Research into anticancer vaccines is moving forward on several fronts.
Whenever a therapy falters in the late stages of development after a decade or more of costly clinical testing, there’s a tendency for disappointment over that failure to cloud the prospects of the entire category. That has often been the case with anticancer immunotherapy, as advocates of using the patient’s own immune system to battle cancers have faced skepticism in research and investment circles when strategies have failed.
Today, of course, such skepticism over immunotherapy seems part of a distant past. Indeed, we are in the era of immunotherapy. Checkpoint inhibitors are leading the way, a trend that started with ipilimumab and has continued with pembrolizumab and nivolumab. On the horizon is chimeric antigen receptor T-cell therapy, which is notching impressive early results in hematologic malignancies.
But what about anticancer vaccines? Although the portfolio of preventive cancer vaccines has grown, sipuleucel-T remains the only therapeutic vaccine to gain the FDA’s approval.
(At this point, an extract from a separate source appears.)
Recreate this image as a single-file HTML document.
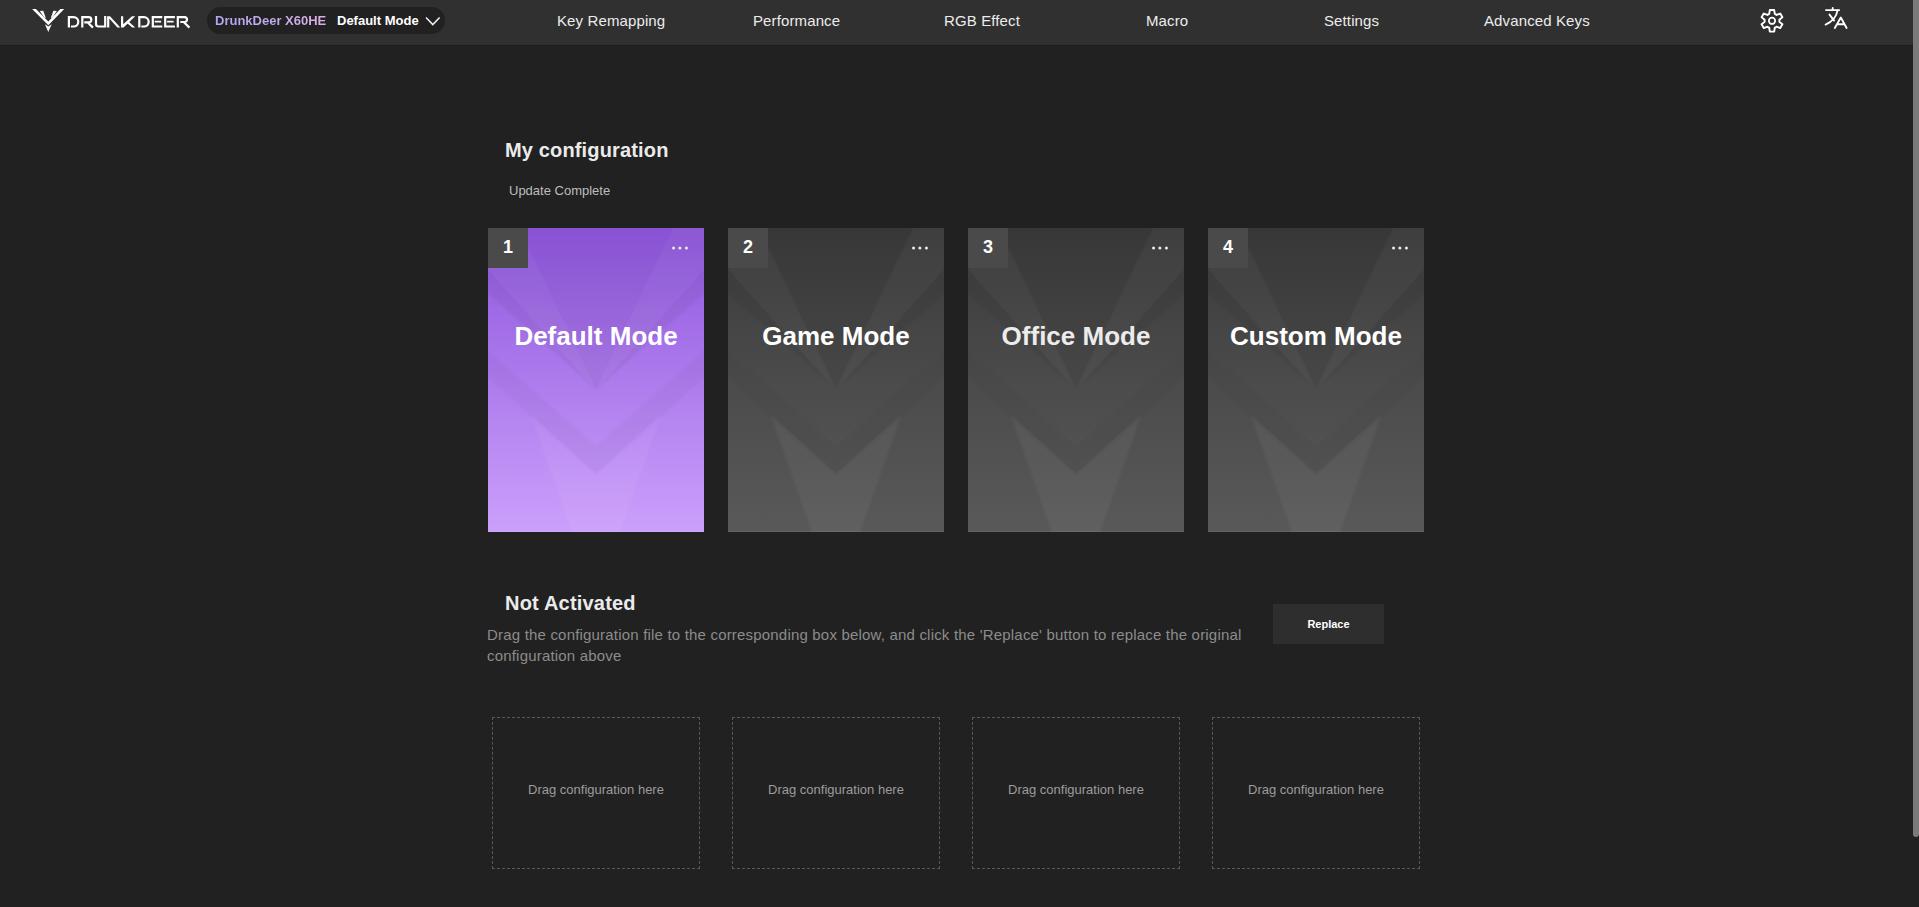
<!DOCTYPE html>
<html><head><meta charset="utf-8">
<style>
*{margin:0;padding:0;box-sizing:border-box}
html,body{width:1919px;height:907px;overflow:hidden;background:#212121;font-family:"Liberation Sans",sans-serif;color:#fff}
.abs{position:absolute}
#hdr{position:absolute;left:0;top:0;width:1913px;height:45px;background:#303030}
#sb{position:absolute;left:1913px;top:0;width:6px;height:837px;background:#7a7a7a;border-radius:0 0 3px 3px}
.pill{position:absolute;left:207px;top:7px;width:238px;height:27px;border-radius:14px;background:#212121}
.t{position:absolute;white-space:nowrap;line-height:1}
.nav{font-size:15px;color:#ececec;top:13px;letter-spacing:0.12px}
.card{position:absolute;top:228px;width:216px;height:304px;overflow:hidden}
.card svg.bg{position:absolute;left:0;top:0}
.card::after{content:"";position:absolute;left:0;right:0;bottom:0;height:1px;background:rgba(255,255,255,0.07)}
.badge{position:absolute;left:0;top:0;width:40px;height:40px;background:#4a4a4a;color:#fff;font-weight:bold;font-size:18px;line-height:38px;text-align:center}
.dots{position:absolute;left:184px;top:17.9px;width:24px;height:10px}
.dots i{position:absolute;top:0;width:3px;height:3px;border-radius:50%;background:#e8e8e8}
.mtitle{position:absolute;left:0;width:216px;top:93px;text-align:center;font-size:26px;font-weight:bold;color:#fff;line-height:30px;white-space:nowrap}
.drop{position:absolute;top:717px;width:208px;height:152px;border:1px dashed #585858}
.drop span{position:absolute;left:0;right:0;top:64px;text-align:center;font-size:13px;color:#9c9c9c;line-height:16px}
</style></head><body>
<div id="hdr"></div>
<div id="sb"></div>
<div class="abs" style="left:0;top:45px;width:1913px;height:1px;background:#1c1c1c"></div>
<!-- logo -->
<svg class="abs" style="left:0;top:0" width="200" height="45" viewBox="0 0 200 45">
 <g fill="#fff">
  <polygon points="32.1,9.1 35.9,9.1 48.3,21.6 60.4,9.1 64.2,9.1 48.3,25.3"/>
  <polygon points="39.8,11.0 43.2,10.8 45.8,18.0 44.2,17.4"/>
  <polygon points="56.8,11.0 53.4,10.8 50.8,18.0 52.4,17.4"/>
  <polygon points="44.9,24.2 48.3,26.6 51.7,24.2 48.3,32.1"/>
  <polygon points="107.1,16.2 110.0,16.2 120.3,27.4 117.4,27.4 109.3,18.6 109.3,27.4 107.1,27.4"/>
  <polygon points="121,16.2 123.2,16.2 123.2,24.3 132,16.2 135.2,16.2 123.6,27.4 121,27.4"/>
  <polygon points="126.9,23.0 128.6,21.4 135.2,27.4 132.2,27.4"/>
 </g>
 <g fill="none" stroke="#fff" stroke-width="2.2">
  <path d="M68.9,27.6 V17.1 H73.6 A4.7,4.7 0 0 1 73.6,26.5 H70.9"/>
  <path d="M82.3,27.6 V17.1 H88.7 A2.6,2.6 0 0 1 88.7,22.3 H84.3 M87.6,22.3 L92.9,27.6"/>
  <path d="M96,16 V24 A2.5,2.5 0 0 0 98.5,26.5 H105.2 V16"/>
  <path d="M139.3,27.6 V17.1 H144 A4.7,4.7 0 0 1 144,26.5 H141.3"/>
  <path d="M162.3,17.1 H152.8 V26.5 H162.3"/>
  <path d="M174.9,17.1 H165.2 V26.5 H174.9"/>
  <path d="M177.8,27.6 V17.1 H185 A2.5,2.5 0 0 1 185,22 H180.3 M183.7,22 L189.4,27.6"/>
 </g>
 <g fill="none" stroke="#fff" stroke-width="1.8">
  <path d="M154.7,21.7 H161.1 M167.1,21.7 H173.6"/>
 </g>
</svg>
<div class="pill"></div>
<div class="t" style="left:215px;top:14px;font-size:13px;font-weight:bold;color:#b9a2e6;background:linear-gradient(90deg,#b3a6f4,#d9b0e2);-webkit-background-clip:text;background-clip:text;-webkit-text-fill-color:transparent">DrunkDeer X60HE</div>
<div class="t" style="left:337px;top:14px;font-size:13px;font-weight:bold;color:#fff">Default Mode</div>
<svg class="abs" style="left:420px;top:12px" width="24" height="18" viewBox="0 0 24 18"><path d="M6,5.6 L12.8,12.6 L19.6,5.6" fill="none" stroke="#f0f0f0" stroke-width="1.5"/></svg>

<div class="t nav" style="left:557px">Key Remapping</div>
<div class="t nav" style="left:753px">Performance</div>
<div class="t nav" style="left:944px">RGB Effect</div>
<div class="t nav" style="left:1146px">Macro</div>
<div class="t nav" style="left:1324px">Settings</div>
<div class="t nav" style="left:1484px">Advanced Keys</div>

<svg class="abs" style="left:1752px;top:1px" width="40" height="40" viewBox="-20 -19.8 40 40">
 <path d="M-2.77,-6.86 L-2.19,-10.78 L2.19,-10.78 L2.77,-6.86 A7.4,7.4 0 0 1 4.56,-5.83 L8.24,-7.29 L10.43,-3.49 L7.33,-1.03 A7.4,7.4 0 0 1 7.33,1.03 L10.43,3.49 L8.24,7.29 L4.56,5.83 A7.4,7.4 0 0 1 2.77,6.86 L2.19,10.78 L-2.19,10.78 L-2.77,6.86 A7.4,7.4 0 0 1 -4.56,5.83 L-8.24,7.29 L-10.43,3.49 L-7.33,1.03 A7.4,7.4 0 0 1 -7.33,-1.03 L-10.43,-3.49 L-8.24,-7.29 L-4.56,-5.83 A7.4,7.4 0 0 1 -2.77,-6.86 Z" fill="none" stroke="#fff" stroke-width="1.9" stroke-linejoin="round"/>
 <circle cx="0" cy="0" r="3.15" fill="none" stroke="#fff" stroke-width="1.75"/>
</svg>
<svg class="abs" style="left:1820px;top:3px" width="32" height="32" viewBox="0 0 32 32">
 <g fill="none" stroke="#fff" stroke-width="1.85" stroke-linecap="round" stroke-linejoin="round">
  <path d="M6.0,7.06 H19.2 M12.7,5.0 V6.9"/>
  <path d="M17.6,7.4 C16.6,12.5 13,18.5 5.6,21.6"/>
  <path d="M9.5,11.6 L14.1,17.6"/>
  <path d="M14.8,25.0 L20.8,14.5 L26.6,25.0 M17.2,21.2 H24.4"/>
 </g>
</svg>

<div class="t" style="left:505px;top:140px;font-size:20px;font-weight:bold;color:#ebebeb;letter-spacing:0.15px">My configuration</div>
<div class="t" style="left:509px;top:184px;font-size:13px;color:#bdbdbd">Update Complete</div>

<div class="card" style="left:488px;background:linear-gradient(#8f56de,#cba0fb)">
 <svg class="bg" width="216" height="304" viewBox="0 0 216 304"><defs><filter id="soft" x="-5%" y="-5%" width="110%" height="110%"><feGaussianBlur stdDeviation="1.1"/></filter></defs><g id="pat" filter="url(#soft)">
  <polygon points="-4,-4 220,-4 220,62 108,162 -4,62" fill="#000" fill-opacity="0.05"/>
  <polygon points="-4,-4 29,-4 108,162 -4,37" fill="#fff" fill-opacity="0.035"/>
  <polygon points="220,-4 187,-4 108,162 220,37" fill="#fff" fill-opacity="0.035"/>
  <polygon points="-4,118.4 108,218 220,118.4 220,146.4 108,247 -4,146.4" fill="#000" fill-opacity="0.032"/>
  <path d="M43,188 L108,247 L173,188 L130,310 L86,310 Z" fill="#fff" fill-opacity="0.045"/>
 </g></svg>
 <div class="badge">1</div>
 <svg class="dots" width="24" height="10" viewBox="0 0 24 10"><g fill="#ececec"><circle cx="1.55" cy="2" r="1.5"/><circle cx="7.9" cy="2" r="1.5"/><circle cx="14.45" cy="2" r="1.5"/></g></svg>
 <div class="mtitle">Default Mode</div>
</div>
<div class="card" style="left:728px;background:linear-gradient(#3a3a3a,#4b4b4b 50%,#595959)">
 <svg class="bg" width="216" height="304" viewBox="0 0 216 304"><use href="#pat"/></svg>
 <div class="badge">2</div>
 <svg class="dots" width="24" height="10" viewBox="0 0 24 10"><g fill="#ececec"><circle cx="1.55" cy="2" r="1.5"/><circle cx="7.9" cy="2" r="1.5"/><circle cx="14.45" cy="2" r="1.5"/></g></svg>
 <div class="mtitle">Game Mode</div>
</div>
<div class="card" style="left:968px;background:linear-gradient(#3a3a3a,#4b4b4b 50%,#595959)">
 <svg class="bg" width="216" height="304" viewBox="0 0 216 304"><use href="#pat"/></svg>
 <div class="badge">3</div>
 <svg class="dots" width="24" height="10" viewBox="0 0 24 10"><g fill="#ececec"><circle cx="1.55" cy="2" r="1.5"/><circle cx="7.9" cy="2" r="1.5"/><circle cx="14.45" cy="2" r="1.5"/></g></svg>
 <div class="mtitle" style="color:#ececec">Office Mode</div>
</div>
<div class="card" style="left:1208px;background:linear-gradient(#3a3a3a,#4b4b4b 50%,#595959)">
 <svg class="bg" width="216" height="304" viewBox="0 0 216 304"><use href="#pat"/></svg>
 <div class="badge">4</div>
 <svg class="dots" width="24" height="10" viewBox="0 0 24 10"><g fill="#ececec"><circle cx="1.55" cy="2" r="1.5"/><circle cx="7.9" cy="2" r="1.5"/><circle cx="14.45" cy="2" r="1.5"/></g></svg>
 <div class="mtitle">Custom Mode</div>
</div>

<div class="t" style="left:505px;top:593px;font-size:20px;font-weight:bold;color:#ebebeb;letter-spacing:0.2px">Not Activated</div>
<div class="abs" style="left:487px;top:624px;width:770px;font-size:15px;line-height:21px;color:#8c8c8c;letter-spacing:0.19px">Drag the configuration file to the corresponding box below, and click the 'Replace' button to replace the original configuration above</div>
<div class="abs" style="left:1273px;top:604px;width:111px;height:40px;background:#2e2e2e;color:#fff;font-size:11px;font-weight:bold;line-height:40px;text-align:center">Replace</div>

<div class="drop" style="left:492px"><span>Drag configuration here</span></div>
<div class="drop" style="left:732px"><span>Drag configuration here</span></div>
<div class="drop" style="left:972px"><span>Drag configuration here</span></div>
<div class="drop" style="left:1212px"><span>Drag configuration here</span></div>
</body></html>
The difficulties in translating this option for men with prostate cancer into an economically viable agent, along with several recent late-stage failures in non—small cell lung cancer, have dimmed the spotlight on vaccines.
Yet research into anticancer vaccines is moving forward on several fronts, as we report in the story, “Cancer Vaccine Field Remains Lively Despite Setbacks.” In fact, the FDA is reviewing an application for TVEC (talimogene laherparepvec) in metastatic melanoma and the agency has designated the combination of two vaccines, GVAX Pancreas and CRS-207, as a breakthrough therapy in pancreatic cancer.
We talked with several of the nation’s leading anticancer vaccine experts about strategies they think will succeed for these types of immunotherapy. The variety of complex approaches is a testament to the ingenuity of scientists working in this field. To be sure, there will be more stumbling on the road to new vaccines. Now, however, not only has the validity of immunotherapy been firmly established, but some previously approved drugs also are being evaluated in terms of their impact on the immune system.
So the future is bright for immunotherapy— and that includes vaccines.